# Crude Slingrifle



## rockslinger (Nov 16, 2010)

Whipped this out in a couple hours. Very crude prototype. Put together w/ screws so I can adjust as
needed. Just some 107s w/ an old natural screwed on a board. Shoots pretty well, needs stronger bands. Lot of fun messing around with. If I get it working really good I'll make a nicer version.
Trigger mechanism is based on Hrawks picture .



























.. Jim


----------



## mckee (Oct 28, 2010)

looks great for a prototype!


----------



## Imperial (Feb 9, 2011)

i like the actual "rifle" shoulder. if i were to make one this is about how it would look. theres one thing i would change though. so far its a good starting point for something crude. im sure youll change about 2 or 3 things on it.


----------



## strikewzen (Jun 18, 2010)

wow that is the best ss rifle i've seen

Now you can rob a bank with it


----------



## Hrawk (Oct 25, 2010)

That's just great man.

Love the way you just got in and got it done. I really like the idea of a natural on the end, very nice touch.

To the best of my knowledge, you are the first to try that design! Cheers!

I've made 3 so far, but cant stop my mates from pinching them









I'll have to hurry up and finish the PDF's for the trigger and grip.


----------



## Snipez1978 (Jun 7, 2011)

Did you make it from plans off here

Atb rob


----------



## Hrawk (Oct 25, 2010)

Snipez1978 said:


> Did you make it from plans off here
> 
> Atb rob


This thread contains my original drawings and a short vid - http://slingshotforum.com/topic/8988-slingshot-pistol-design/page__hl__%2Bwood+%2Bpistol__fromsearch__1


----------



## rubberpower (Aug 16, 2011)

I really like the way you jumped in and did something. I like the way it looks. How well does it shoot.? I really want to see it after you have made all of the improvements. Please keep us posted.


----------



## homemade hunter (Sep 24, 2011)

Wow if thats a prototype i wonder what the real one will look like.


----------



## rockslinger (Nov 16, 2010)

strikewzen said:


> wow that is the best ss rifle i've seen
> 
> Now you can rob a bank with it


Hey, It might work! LOL


----------



## rockslinger (Nov 16, 2010)

Hrawk said:


> Did you make it from plans off here
> 
> Atb rob


This thread contains my original drawings and a short vid - http://slingshotforu...__fromsearch__1
[/quote]Just the trigger idea. The rest just trial and error.


----------



## NaturalFork (Jan 21, 2010)

That is awesome! We need a shooting vid.


----------



## rockslinger (Nov 16, 2010)

rubberpower said:


> I really like the way you jumped in and did something. I like the way it looks. How well does it shoot.? I really want to see it after you have made all of the improvements. Please keep us posted.

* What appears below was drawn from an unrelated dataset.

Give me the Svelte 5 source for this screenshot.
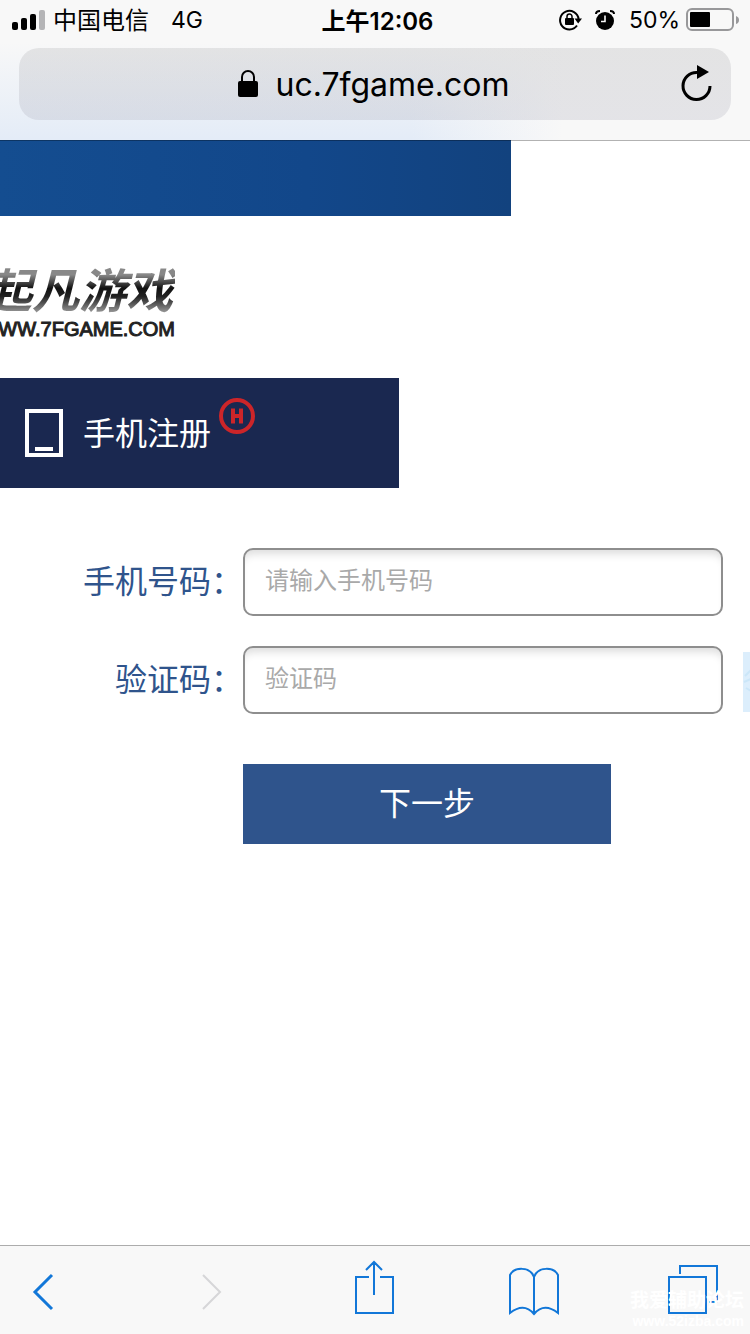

It shoots pretty well now. The first shot went over the top of a tree bhind my backstop.LOL
I shortend the bands and now I'm grouping in pretty close. I need to put on more powerful bands. It needs a lot of work,but fun.


----------



## bikermikearchery (Sep 30, 2010)

Looks like a lot of fun. I got to get bussy and finish mine now.


----------



## Charles (Aug 26, 2010)

*Congratulations!!! These things are a LOT of fun.*

*Cheers .... Charles*


----------



## Faust (Apr 5, 2011)

rockslinger said:


> I really like the way you jumped in and did something. I like the way it looks. How well does it shoot.? I really want to see it after you have made all of the improvements. Please keep us posted.


It shoots pretty well now. The first shot went over the top of a tree bhind my backstop.LOL
I shortend the bands and now I'm grouping in pretty close. I need to put on more powerful bands. It needs a lot of work,but fun.








[/quote]

Well it looks like your off to a great start at least. Once you get it fine tuned I'm sure it will do great,


----------



## leon13 (Oct 4, 2012)

WOW ! That looks interesting well made !
Cheers


----------



## Aries666 (Feb 22, 2014)

Wow, for a crude she sure is a well thought out prototype. Looks great sir! Think its about time I throw one together myself


----------



## rockslinger (Nov 16, 2010)

I had planned on refining it but that was in 2011 and a bunch of shooters ago, it's still standing in the corner.

Wow, for a crude she sure is a well thought out prototype. Looks great sir! Think its about time I throw one together myself

The trigger mech. is from Hrawks drawings.


----------